__Supplied records__
——————————

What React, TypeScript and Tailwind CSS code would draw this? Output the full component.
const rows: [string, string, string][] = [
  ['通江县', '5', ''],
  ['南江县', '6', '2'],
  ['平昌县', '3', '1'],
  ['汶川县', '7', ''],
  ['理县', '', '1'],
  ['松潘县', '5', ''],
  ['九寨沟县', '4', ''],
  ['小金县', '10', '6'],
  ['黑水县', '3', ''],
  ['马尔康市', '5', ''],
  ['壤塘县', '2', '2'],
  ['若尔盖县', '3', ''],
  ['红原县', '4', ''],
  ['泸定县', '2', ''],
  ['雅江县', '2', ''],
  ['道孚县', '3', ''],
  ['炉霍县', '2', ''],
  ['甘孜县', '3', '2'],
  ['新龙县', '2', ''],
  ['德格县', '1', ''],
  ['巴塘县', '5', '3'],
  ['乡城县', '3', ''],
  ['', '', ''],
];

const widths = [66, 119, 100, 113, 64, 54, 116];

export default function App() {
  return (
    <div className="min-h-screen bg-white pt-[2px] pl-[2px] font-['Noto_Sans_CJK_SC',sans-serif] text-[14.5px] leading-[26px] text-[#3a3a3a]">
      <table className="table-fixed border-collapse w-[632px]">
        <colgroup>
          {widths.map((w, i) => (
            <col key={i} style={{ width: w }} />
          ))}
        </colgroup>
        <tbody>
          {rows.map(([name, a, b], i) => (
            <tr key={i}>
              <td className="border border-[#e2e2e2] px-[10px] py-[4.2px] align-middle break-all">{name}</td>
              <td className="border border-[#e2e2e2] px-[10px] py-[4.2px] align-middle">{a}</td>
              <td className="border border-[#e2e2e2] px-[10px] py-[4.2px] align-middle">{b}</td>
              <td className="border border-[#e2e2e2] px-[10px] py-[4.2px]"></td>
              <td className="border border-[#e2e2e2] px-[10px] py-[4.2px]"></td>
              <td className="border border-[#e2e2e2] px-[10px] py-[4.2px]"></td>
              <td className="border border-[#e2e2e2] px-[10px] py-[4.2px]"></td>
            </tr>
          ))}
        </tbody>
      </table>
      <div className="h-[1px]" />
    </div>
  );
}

——————————

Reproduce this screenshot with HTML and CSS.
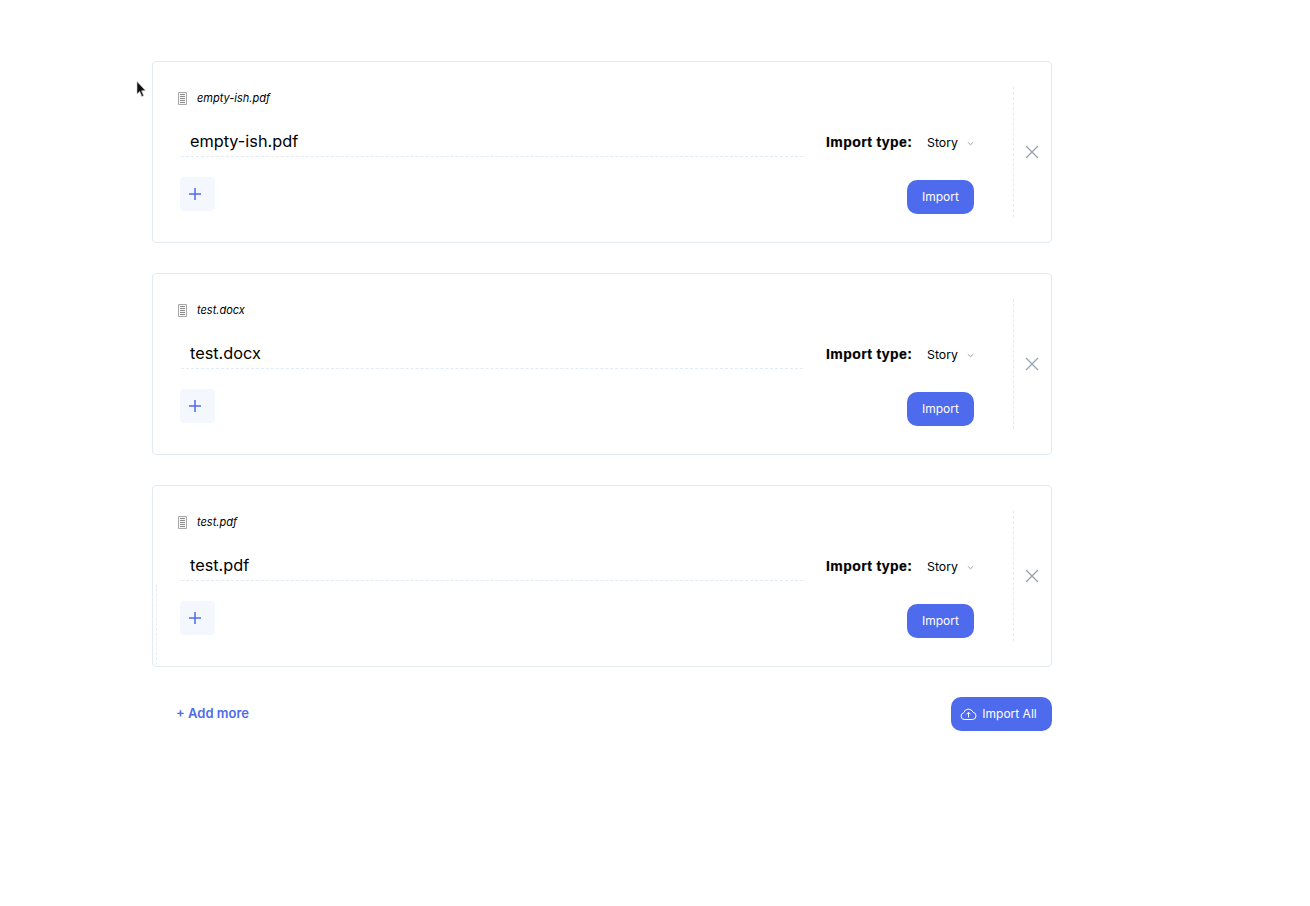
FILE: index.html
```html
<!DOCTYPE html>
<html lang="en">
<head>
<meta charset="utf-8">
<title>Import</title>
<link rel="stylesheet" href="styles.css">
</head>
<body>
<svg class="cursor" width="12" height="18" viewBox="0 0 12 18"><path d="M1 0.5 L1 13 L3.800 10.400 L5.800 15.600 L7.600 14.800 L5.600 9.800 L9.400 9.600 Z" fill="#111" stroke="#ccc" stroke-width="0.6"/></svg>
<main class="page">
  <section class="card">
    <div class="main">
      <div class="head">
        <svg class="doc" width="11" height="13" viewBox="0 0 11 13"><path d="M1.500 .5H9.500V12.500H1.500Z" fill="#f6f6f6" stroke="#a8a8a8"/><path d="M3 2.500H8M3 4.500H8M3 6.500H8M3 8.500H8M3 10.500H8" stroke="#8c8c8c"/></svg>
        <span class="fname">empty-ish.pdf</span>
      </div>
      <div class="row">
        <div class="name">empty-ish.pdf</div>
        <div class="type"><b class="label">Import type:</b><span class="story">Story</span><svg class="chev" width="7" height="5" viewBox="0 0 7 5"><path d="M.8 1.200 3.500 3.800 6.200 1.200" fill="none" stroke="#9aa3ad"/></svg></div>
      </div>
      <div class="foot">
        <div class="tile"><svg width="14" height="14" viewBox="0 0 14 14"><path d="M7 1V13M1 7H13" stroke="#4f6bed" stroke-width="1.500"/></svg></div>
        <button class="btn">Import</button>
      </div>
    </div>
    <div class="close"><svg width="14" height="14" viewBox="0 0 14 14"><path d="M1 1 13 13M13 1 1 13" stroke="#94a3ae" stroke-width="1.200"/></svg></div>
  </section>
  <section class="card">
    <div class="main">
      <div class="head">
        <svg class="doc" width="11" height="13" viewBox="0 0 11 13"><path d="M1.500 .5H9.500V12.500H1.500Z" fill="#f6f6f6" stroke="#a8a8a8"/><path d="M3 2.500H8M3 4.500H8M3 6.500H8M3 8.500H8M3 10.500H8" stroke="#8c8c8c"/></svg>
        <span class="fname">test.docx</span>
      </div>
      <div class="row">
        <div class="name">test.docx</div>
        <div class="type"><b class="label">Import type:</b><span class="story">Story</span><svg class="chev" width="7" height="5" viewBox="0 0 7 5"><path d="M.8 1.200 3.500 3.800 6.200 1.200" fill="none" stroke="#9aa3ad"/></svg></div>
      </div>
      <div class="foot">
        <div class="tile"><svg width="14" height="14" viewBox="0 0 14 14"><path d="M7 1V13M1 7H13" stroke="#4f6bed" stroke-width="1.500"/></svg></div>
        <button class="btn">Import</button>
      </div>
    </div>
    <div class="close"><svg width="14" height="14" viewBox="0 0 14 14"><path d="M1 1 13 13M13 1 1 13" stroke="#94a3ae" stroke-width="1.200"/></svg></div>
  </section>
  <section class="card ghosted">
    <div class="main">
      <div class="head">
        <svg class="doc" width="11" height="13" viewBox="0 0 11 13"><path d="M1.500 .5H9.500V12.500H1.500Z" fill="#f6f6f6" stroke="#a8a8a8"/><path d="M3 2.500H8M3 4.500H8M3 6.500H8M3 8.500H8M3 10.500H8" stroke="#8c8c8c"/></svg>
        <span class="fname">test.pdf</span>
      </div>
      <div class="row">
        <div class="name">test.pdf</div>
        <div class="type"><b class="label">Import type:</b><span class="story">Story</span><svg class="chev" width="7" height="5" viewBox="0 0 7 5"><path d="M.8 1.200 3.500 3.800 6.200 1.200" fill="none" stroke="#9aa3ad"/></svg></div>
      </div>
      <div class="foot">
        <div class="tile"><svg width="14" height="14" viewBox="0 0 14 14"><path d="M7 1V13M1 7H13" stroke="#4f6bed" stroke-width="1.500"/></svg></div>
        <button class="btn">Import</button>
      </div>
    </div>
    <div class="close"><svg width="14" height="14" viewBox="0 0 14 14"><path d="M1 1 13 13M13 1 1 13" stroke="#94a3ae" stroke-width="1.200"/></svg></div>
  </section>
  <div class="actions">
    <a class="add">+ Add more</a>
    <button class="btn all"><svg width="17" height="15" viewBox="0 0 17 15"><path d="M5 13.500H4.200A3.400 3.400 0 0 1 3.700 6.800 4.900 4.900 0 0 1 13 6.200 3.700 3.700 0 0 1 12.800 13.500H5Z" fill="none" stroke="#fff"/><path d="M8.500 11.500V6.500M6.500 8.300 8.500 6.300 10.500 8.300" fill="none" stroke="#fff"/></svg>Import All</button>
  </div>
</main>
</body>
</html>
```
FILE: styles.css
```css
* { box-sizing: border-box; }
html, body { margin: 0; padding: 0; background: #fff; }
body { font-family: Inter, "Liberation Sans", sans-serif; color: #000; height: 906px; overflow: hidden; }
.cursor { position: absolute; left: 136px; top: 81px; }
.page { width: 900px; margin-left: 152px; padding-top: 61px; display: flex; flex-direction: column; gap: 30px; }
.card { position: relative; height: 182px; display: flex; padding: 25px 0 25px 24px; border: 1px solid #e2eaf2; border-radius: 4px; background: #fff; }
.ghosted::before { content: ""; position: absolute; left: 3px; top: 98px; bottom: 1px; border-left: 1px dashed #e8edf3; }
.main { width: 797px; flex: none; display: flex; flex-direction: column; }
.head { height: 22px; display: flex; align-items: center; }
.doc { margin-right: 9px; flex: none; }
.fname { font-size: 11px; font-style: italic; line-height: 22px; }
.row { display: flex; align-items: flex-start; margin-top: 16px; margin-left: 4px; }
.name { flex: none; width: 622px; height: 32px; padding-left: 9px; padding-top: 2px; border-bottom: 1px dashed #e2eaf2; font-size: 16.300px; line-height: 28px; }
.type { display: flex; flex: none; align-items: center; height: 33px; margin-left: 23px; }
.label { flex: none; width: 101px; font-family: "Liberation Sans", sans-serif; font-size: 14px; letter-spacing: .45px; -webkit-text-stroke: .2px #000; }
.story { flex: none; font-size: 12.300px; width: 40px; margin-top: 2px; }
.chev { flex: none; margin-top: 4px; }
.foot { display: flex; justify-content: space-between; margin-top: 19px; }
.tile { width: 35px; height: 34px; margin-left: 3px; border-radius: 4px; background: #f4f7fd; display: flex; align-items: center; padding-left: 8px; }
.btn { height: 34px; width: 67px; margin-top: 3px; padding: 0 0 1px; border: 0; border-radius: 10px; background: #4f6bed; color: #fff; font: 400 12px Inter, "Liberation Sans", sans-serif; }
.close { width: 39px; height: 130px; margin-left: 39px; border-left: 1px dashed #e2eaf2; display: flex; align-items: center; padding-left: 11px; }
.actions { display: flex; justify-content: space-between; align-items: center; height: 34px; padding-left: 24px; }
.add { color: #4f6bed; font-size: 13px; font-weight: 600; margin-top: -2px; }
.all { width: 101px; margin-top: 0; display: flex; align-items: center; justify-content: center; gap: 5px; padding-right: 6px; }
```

——————————

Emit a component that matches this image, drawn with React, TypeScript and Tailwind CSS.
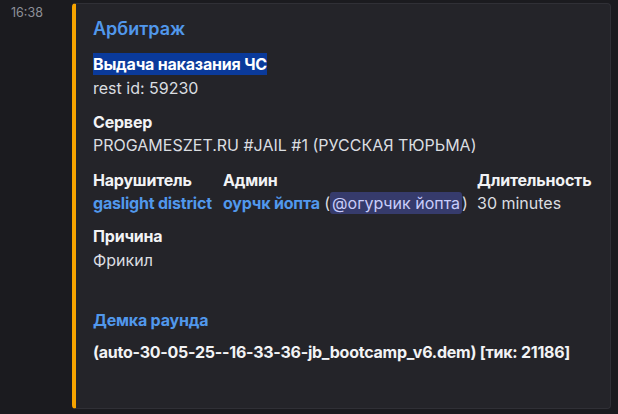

——————————

__Requirement__
Select every line where the word "TypeScript" occurs.

__Written reply__
What React, TypeScript and Tailwind CSS code would draw this? Output the full component.
Emit a component that matches this image, drawn with React, TypeScript and Tailwind CSS.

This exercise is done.